To be done: Copy all the data exactly, except the pictures.

***

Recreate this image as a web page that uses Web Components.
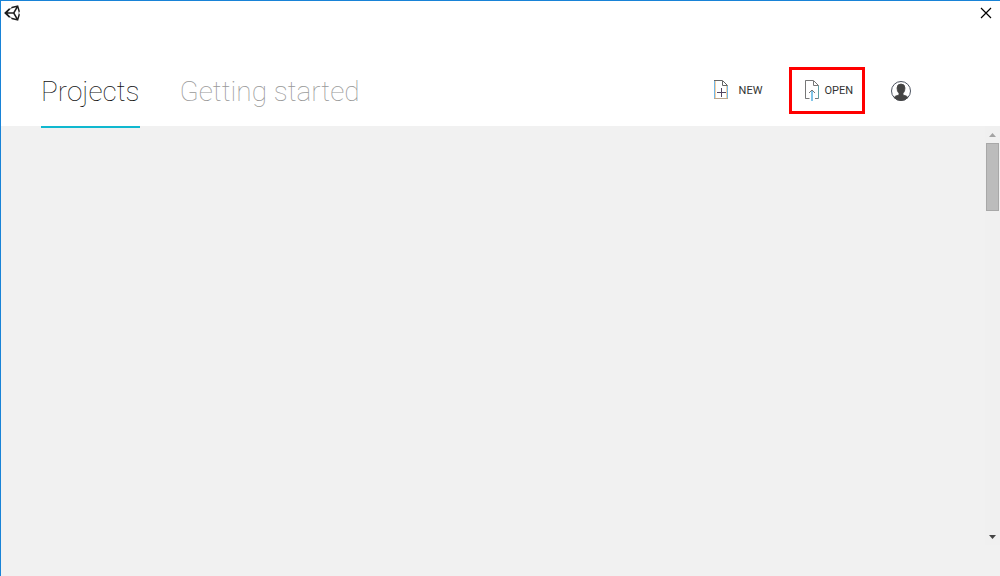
<!DOCTYPE html>
<html lang="en">
<head>
<meta charset="utf-8">
<title>Projects</title>
<style>
  html, body { margin: 0; height: 100%; }
  body { font-family: Roboto, "Liberation Sans", sans-serif; background: #f1f1f1; color: #222; }
</style>
</head>
<body>
<launcher-window>
  <title-bar slot="title"></title-bar>
  <launcher-header slot="header">
    <nav-tab slot="tabs" active href="#projects">Projects</nav-tab>
    <nav-tab slot="tabs" href="#start">Getting started</nav-tab>
    <tool-button slot="tools" icon="new">NEW</tool-button>
    <tool-button slot="tools" icon="open" marked>OPEN</tool-button>
    <account-button slot="tools"></account-button>
  </launcher-header>
  <project-list></project-list>
</launcher-window>
<script>
const define = (name, html, setup) => customElements.define(name, class extends HTMLElement {
  constructor() {
    super();
    this.attachShadow({ mode: "open" }).innerHTML = html;
  }
  connectedCallback() { if (setup) setup(this, this.shadowRoot); }
});

define("launcher-window", `
<style>
  :host { display: flex; flex-direction: column; box-sizing: border-box; min-height: 100vh;
    border-top: 1px solid #1883d7; border-left: 1px solid #1883d7; }
  main { flex: 1; display: flex; flex-direction: column; padding-bottom: 31px; background: #f1f1f1; }
</style>
<slot name="title"></slot><slot name="header"></slot><main><slot></slot></main>`);

define("title-bar", `
<style>
  :host { display: flex; justify-content: space-between; align-items: center; height: 24px;
    padding: 0 8px 0 3px; background: #fff; }
  button { border: 0; padding: 0; background: none; display: flex; }
  svg { display: block; }
</style>
<svg width="16" height="16" viewBox="-2 0 24 24" fill="#1c1c1c" fill-rule="evenodd" aria-hidden="true">
  <path d="M19.240 .25 21.850 9.300 20.400 12 21.850 14.700 19.240 23.750 9.560 21.200 8.120 18.640 5.200 18.660-1.870 12 5.200 5.340 8.120 5.360 9.560 2.810ZM13.970 12l4.270-7.400L20.300 12l-2.060 7.400ZM11.890 13.200l4.270 7.400-7.440-1.910-5.370-5.490ZM16.160 3.390l-4.270 7.400H3.350L8.720 5.300Z"/>
</svg>
<button aria-label="Close"><svg width="12" height="12" viewBox="0 0 12 12" stroke="#000" stroke-width="1.2"><path d="M1 1 11 11M11 1 1 11"/></svg></button>`);

define("launcher-header", `
<style>
  :host { display: flex; justify-content: space-between; align-items: flex-end; height: 101px;
    padding: 0 88px 0 40px; background: #fff; }
  nav { display: flex; gap: 40px; }
  .tools { display: flex; align-items: center; padding-bottom: 12px; }
</style>
<nav><slot name="tabs"></slot></nav><div class="tools"><slot name="tools"></slot></div>`);

define("nav-tab", `
<style>
  :host { display: block; position: relative; margin-bottom: -2px; }
  a { display: block; font-size: 28px; line-height: 36px; font-weight: 100; color: #999;
    text-decoration: none; padding-bottom: 16px; border-bottom: 2px solid transparent; white-space: nowrap; }
  :host([active]) a { color: #111; border-color: #10b8cf; }
</style>
<a><slot></slot></a>`, (el, root) => { root.querySelector("a").href = el.getAttribute("href"); });

define("tool-button", `
<style>
  :host { display: block; margin-right: 25px; }
  button { display: flex; align-items: center; gap: 10px; height: 47px; padding: 0 2px 0 0; border: 0;
    background: none; color: #333; font: 11px/16px Roboto, "Liberation Sans", sans-serif; }
  :host([marked]) button { gap: 4px; padding: 0 9px 0 12px; border: 3px solid #f00; }
  svg { display: block; padding-bottom: 2px; }
</style>
<button><svg width="16" height="22" viewBox="0 0 16 22" fill="none" aria-hidden="true"></svg><slot></slot></button>`,
(el, root) => {
  const art = {
    new: `<path d="M1.500 1V20" stroke="#70b8ea"/><path d="M2.500 2V19M13.500 7V19" stroke="#f5bd7c" stroke-opacity=".7"/>
      <path d="M14.500 7V20" stroke="#70b8ea"/><path d="M1 1.500H9.500L14.500 6.500H9.500V2" stroke="#666"/>
      <path d="M1 19.500H15" stroke="#b9a58e"/><path d="M4 13.500H13M8.500 9V18" stroke="#54455f"/>`,
    open: `<path d="M1.500 1.500V19.500" stroke="#8ba3b1"/><path d="M14.500 6.500V19.500" stroke="#5f9fa5"/>
      <path d="M5.500 19.500H1.500V1.500H9.500L14.500 6.500H9.500V2M11 19.500H14.500" stroke="#777"/>
      <path d="M8 11V22" stroke="#81c5e8" stroke-width="2"/><path d="M5 14 8 11 11 14" stroke="#777"/>`
  };
  root.querySelector("svg").innerHTML = art[el.getAttribute("icon")];
});

define("account-button", `
<style>
  :host { display: block; }
  button { display: flex; padding: 0; border: 0; background: none; }
</style>
<button aria-label="Account"><svg width="22" height="22" viewBox="0 0 22 22">
  <circle cx="11" cy="11" r="9.500" fill="#fff" stroke="#4c5360"/>
  <path d="M4 17.500Q5 15.800 9 15V13.500Q7 11.500 7 8Q7 4 11 4Q15 4 15 8Q15 11.500 13 13.500V15Q17 15.800 18 17.500Q15 20.500 11 20.500Q7 20.500 4 17.500Z" fill="#444" stroke="#444" stroke-width=".8"/>
</svg></button>`);

define("project-list", `
<style>
  :host { flex: 1; display: flex; justify-content: flex-end; }
  .bar { width: 15px; display: flex; flex-direction: column; align-items: center; background: #f0f0f0; }
  .up, .down { height: 17px; display: flex; align-items: center; }
  .thumb { box-sizing: border-box; width: 13px; height: 68px; background: #bcbcbc; border: 1px solid #a8a8a8; }
  .down { margin-top: auto; }
  svg { display: block; }
</style>
<div class="bar" aria-hidden="true">
  <div class="up"><svg width="7" height="4" viewBox="0 0 7 4"><path d="M0 4 3.500 0 7 4Z" fill="#a3a3a3"/></svg></div>
  <div class="thumb"></div>
  <div class="down"><svg width="7" height="4" viewBox="0 0 7 4"><path d="M0 0H7L3.500 4Z" fill="#444"/></svg></div>
</div>`);
</script>
</body>
</html>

***

The output:
Recreate this image as a web page that uses Web Components.
<!DOCTYPE html>
<html lang="en">
<head>
<meta charset="utf-8">
<title>Projects</title>
<style>
  html, body { margin: 0; height: 100%; }
  body { font-family: Roboto, "Liberation Sans", sans-serif; background: #f1f1f1; color: #222; }
</style>
</head>
<body>
<launcher-window>
  <title-bar slot="title"></title-bar>
  <launcher-header slot="header">
    <nav-tab slot="tabs" active href="#projects">Projects</nav-tab>
    <nav-tab slot="tabs" href="#start">Getting started</nav-tab>
    <tool-button slot="tools" icon="new">NEW</tool-button>
    <tool-button slot="tools" icon="open" marked>OPEN</tool-button>
    <account-button slot="tools"></account-button>
  </launcher-header>
  <project-list></project-list>
</launcher-window>
<script>
const define = (name, html, setup) => customElements.define(name, class extends HTMLElement {
  constructor() {
    super();
    this.attachShadow({ mode: "open" }).innerHTML = html;
  }
  connectedCallback() { if (setup) setup(this, this.shadowRoot); }
});

define("launcher-window", `
<style>
  :host { display: flex; flex-direction: column; box-sizing: border-box; min-height: 100vh;
    border-top: 1px solid #1883d7; border-left: 1px solid #1883d7; }
  main { flex: 1; display: flex; flex-direction: column; padding-bottom: 31px; background: #f1f1f1; }
</style>
<slot name="title"></slot><slot name="header"></slot><main><slot></slot></main>`);

define("title-bar", `
<style>
  :host { display: flex; justify-content: space-between; align-items: center; height: 24px;
    padding: 0 8px 0 3px; background: #fff; }
  button { border: 0; padding: 0; background: none; display: flex; }
  svg { display: block; }
</style>
<svg width="16" height="16" viewBox="-2 0 24 24" fill="#1c1c1c" fill-rule="evenodd" aria-hidden="true">
  <path d="M19.240 .25 21.850 9.300 20.400 12 21.850 14.700 19.240 23.750 9.560 21.200 8.120 18.640 5.200 18.660-1.870 12 5.200 5.340 8.120 5.360 9.560 2.810ZM13.970 12l4.270-7.400L20.300 12l-2.060 7.400ZM11.890 13.200l4.270 7.400-7.440-1.910-5.370-5.490ZM16.160 3.390l-4.270 7.400H3.350L8.720 5.300Z"/>
</svg>
<button aria-label="Close"><svg width="12" height="12" viewBox="0 0 12 12" stroke="#000" stroke-width="1.2"><path d="M1 1 11 11M11 1 1 11"/></svg></button>`);

define("launcher-header", `
<style>
  :host { display: flex; justify-content: space-between; align-items: flex-end; height: 101px;
    padding: 0 88px 0 40px; background: #fff; }
  nav { display: flex; gap: 40px; }
  .tools { display: flex; align-items: center; padding-bottom: 12px; }
</style>
<nav><slot name="tabs"></slot></nav><div class="tools"><slot name="tools"></slot></div>`);

define("nav-tab", `
<style>
  :host { display: block; position: relative; margin-bottom: -2px; }
  a { display: block; font-size: 28px; line-height: 36px; font-weight: 100; color: #999;
    text-decoration: none; padding-bottom: 16px; border-bottom: 2px solid transparent; white-space: nowrap; }
  :host([active]) a { color: #111; border-color: #10b8cf; }
</style>
<a><slot></slot></a>`, (el, root) => { root.querySelector("a").href = el.getAttribute("href"); });

define("tool-button", `
<style>
  :host { display: block; margin-right: 25px; }
  button { display: flex; align-items: center; gap: 10px; height: 47px; padding: 0 2px 0 0; border: 0;
    background: none; color: #333; font: 11px/16px Roboto, "Liberation Sans", sans-serif; }
  :host([marked]) button { gap: 4px; padding: 0 9px 0 12px; border: 3px solid #f00; }
  svg { display: block; padding-bottom: 2px; }
</style>
<button><svg width="16" height="22" viewBox="0 0 16 22" fill="none" aria-hidden="true"></svg><slot></slot></button>`,
(el, root) => {
  const art = {
    new: `<path d="M1.500 1V20" stroke="#70b8ea"/><path d="M2.500 2V19M13.500 7V19" stroke="#f5bd7c" stroke-opacity=".7"/>
      <path d="M14.500 7V20" stroke="#70b8ea"/><path d="M1 1.500H9.500L14.500 6.500H9.500V2" stroke="#666"/>
      <path d="M1 19.500H15" stroke="#b9a58e"/><path d="M4 13.500H13M8.500 9V18" stroke="#54455f"/>`,
    open: `<path d="M1.500 1.500V19.500" stroke="#8ba3b1"/><path d="M14.500 6.500V19.500" stroke="#5f9fa5"/>
      <path d="M5.500 19.500H1.500V1.500H9.500L14.500 6.500H9.500V2M11 19.500H14.500" stroke="#777"/>
      <path d="M8 11V22" stroke="#81c5e8" stroke-width="2"/><path d="M5 14 8 11 11 14" stroke="#777"/>`
  };
  root.querySelector("svg").innerHTML = art[el.getAttribute("icon")];
});

define("account-button", `
<style>
  :host { display: block; }
  button { display: flex; padding: 0; border: 0; background: none; }
</style>
<button aria-label="Account"><svg width="22" height="22" viewBox="0 0 22 22">
  <circle cx="11" cy="11" r="9.500" fill="#fff" stroke="#4c5360"/>
  <path d="M4 17.500Q5 15.800 9 15V13.500Q7 11.500 7 8Q7 4 11 4Q15 4 15 8Q15 11.500 13 13.500V15Q17 15.800 18 17.500Q15 20.500 11 20.500Q7 20.500 4 17.500Z" fill="#444" stroke="#444" stroke-width=".8"/>
</svg></button>`);

define("project-list", `
<style>
  :host { flex: 1; display: flex; justify-content: flex-end; }
  .bar { width: 15px; display: flex; flex-direction: column; align-items: center; background: #f0f0f0; }
  .up, .down { height: 17px; display: flex; align-items: center; }
  .thumb { box-sizing: border-box; width: 13px; height: 68px; background: #bcbcbc; border: 1px solid #a8a8a8; }
  .down { margin-top: auto; }
  svg { display: block; }
</style>
<div class="bar" aria-hidden="true">
  <div class="up"><svg width="7" height="4" viewBox="0 0 7 4"><path d="M0 4 3.500 0 7 4Z" fill="#a3a3a3"/></svg></div>
  <div class="thumb"></div>
  <div class="down"><svg width="7" height="4" viewBox="0 0 7 4"><path d="M0 0H7L3.500 4Z" fill="#444"/></svg></div>
</div>`);
</script>
</body>
</html>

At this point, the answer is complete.